Safety Equipment — Accessibility and Maintenance

  •  (1) The safety equipment required by these Regulations shall be

    • (a) in good working order;

    • (b) readily accessible and available for immediate use; and

    • (c) except for a life raft, maintained and replaced in accordance with the manufacturer’s instructions or recommendations.

  • (2) Portable fire extinguishers and fixed fire extinguishing systems required by these Regulations shall be kept fully charged.

Standards for Safety Equipment

  •  (1) A personal flotation device, lifejacket, lifebuoy, self-igniting light, pyrotechnic distress signal or life raft required by these Regulations shall meet the applicable standards and tests set out in the schedule.

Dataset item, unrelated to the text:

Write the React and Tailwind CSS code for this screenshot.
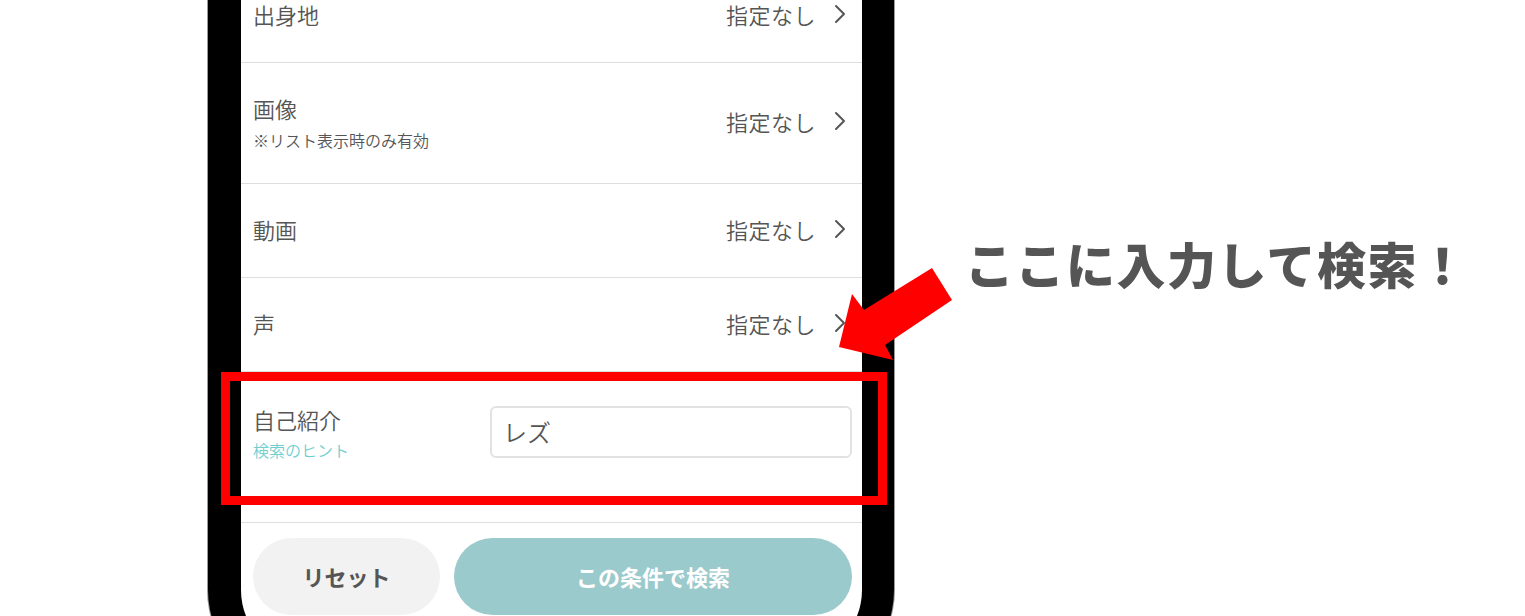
import React from "react";

const FONT = { fontFamily: '"Noto Sans CJK JP", "Noto Sans", sans-serif' };

function Chevron() {
  return (
    <svg width="14" height="20" viewBox="0 0 14 20" className="ml-[17px]">
      <polyline points="3,2 11,10 3,18" fill="none" stroke="#555555" strokeWidth="2" strokeLinecap="round" strokeLinejoin="round" />
    </svg>
  );
}

function SelectRow({ label, sub, h }) {
  return (
    <div className={`flex items-center justify-between border-b border-[#dedede] pb-[4px] pl-[12px] pr-[15px] ${h}`}>
      <div className="flex flex-col">
        <span className="text-[22px] font-[350] leading-[28px] text-[#555555]">{label}</span>
        {sub && <span className="mt-[9px] text-[16px] font-[350] leading-[18px] text-[#555555]">{sub}</span>}
      </div>
      <div className="flex items-center">
        <span className="text-[22px] font-[350] leading-[28px] tracking-[0.5px] text-[#555555]">指定なし</span>
        <Chevron />
      </div>
    </div>
  );
}

export default function App() {
  return (
    <div className="relative flex h-[616px] w-[1525px] overflow-hidden bg-white" style={FONT}>
      <div className="-mt-[31px] ml-[208px] flex h-[721px] w-[686px] shrink-0 flex-col rounded-b-[100px] bg-black pb-[30px] pl-[33px] pr-[32px] shadow-[0_0_0_1px_#9a9a9a]">
        <div className="flex h-[691px] flex-col overflow-hidden rounded-b-[70px] bg-white">
          <SelectRow label="出身地" h="h-[94px]" />
          <SelectRow label="画像" sub="※リスト表示時のみ有効" h="h-[121px]" />
          <SelectRow label="動画" h="h-[94px]" />
          <SelectRow label="声" h="h-[94px]" />
          <div className="flex h-[151px] items-center border-b border-[#dedede] pb-[30px] pl-[12px] pr-[10px]">
            <div className="flex w-[237px] flex-col">
              <span className="text-[22px] font-[350] leading-[28px] text-[#555555]">自己紹介</span>
              <span className="mt-[8px] text-[16px] font-[350] leading-[18px] text-[#6fcfcf]">検索のヒント</span>
            </div>
            <div className="flex h-[52px] w-[362px] items-center rounded-[6px] border-2 border-[#e2e2e2] px-[11px] text-[24px] font-[350] text-[#555555]">
              レズ
            </div>
          </div>
          <div className="flex gap-[14px] pl-[12px] pr-[10px] pt-[15px]">
            <button className="flex h-[77px] w-[187px] items-center justify-center rounded-full bg-[#f2f2f2] text-[22px] font-bold text-[#555555]">
              リセット
            </button>
            <button className="flex h-[77px] w-[398px] items-center justify-center rounded-full bg-[#9bcacc] text-[22px] font-bold text-white">
              この条件で検索
            </button>
          </div>
        </div>
      </div>

      <div className="ml-[71px] mt-[233px] whitespace-nowrap text-[49px] font-black leading-[60px] tracking-[1.5px] text-[#555555]">
        ここに入力して検索！
      </div>

      <div className="absolute left-[221px] top-[372px] h-[133px] w-[666px] border-[9px] border-[#ff0000]" />

      <svg className="absolute left-0 top-0" width="1525" height="616" viewBox="0 0 1525 616">
        <polygon points="839,347 852,294 864,310 932,268 952,300 885,345 893,360" fill="#ff0000" />
      </svg>
    </div>
  );
}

  • (2) A mark or label on the safety equipment required by these Regulations, and any manufacturer’s instructions or recommendations, shall be in English and French.

Approval of Life-Saving Appliances

  •  (1) A personal flotation device, lifejacket, lifebuoy, self-igniting light, pyrotechnic distress signal or life raft required by these Regulations shall be of a type that is approved by the Minister and shall bear a mark or label indicating the approval.

  • (2) The Minister shall approve a type of personal flotation device, lifejacket, lifebuoy, self-igniting light, pyrotechnic distress signal or life raft if it is shown to meet the applicable standards and tests referred to in subsection 6(1).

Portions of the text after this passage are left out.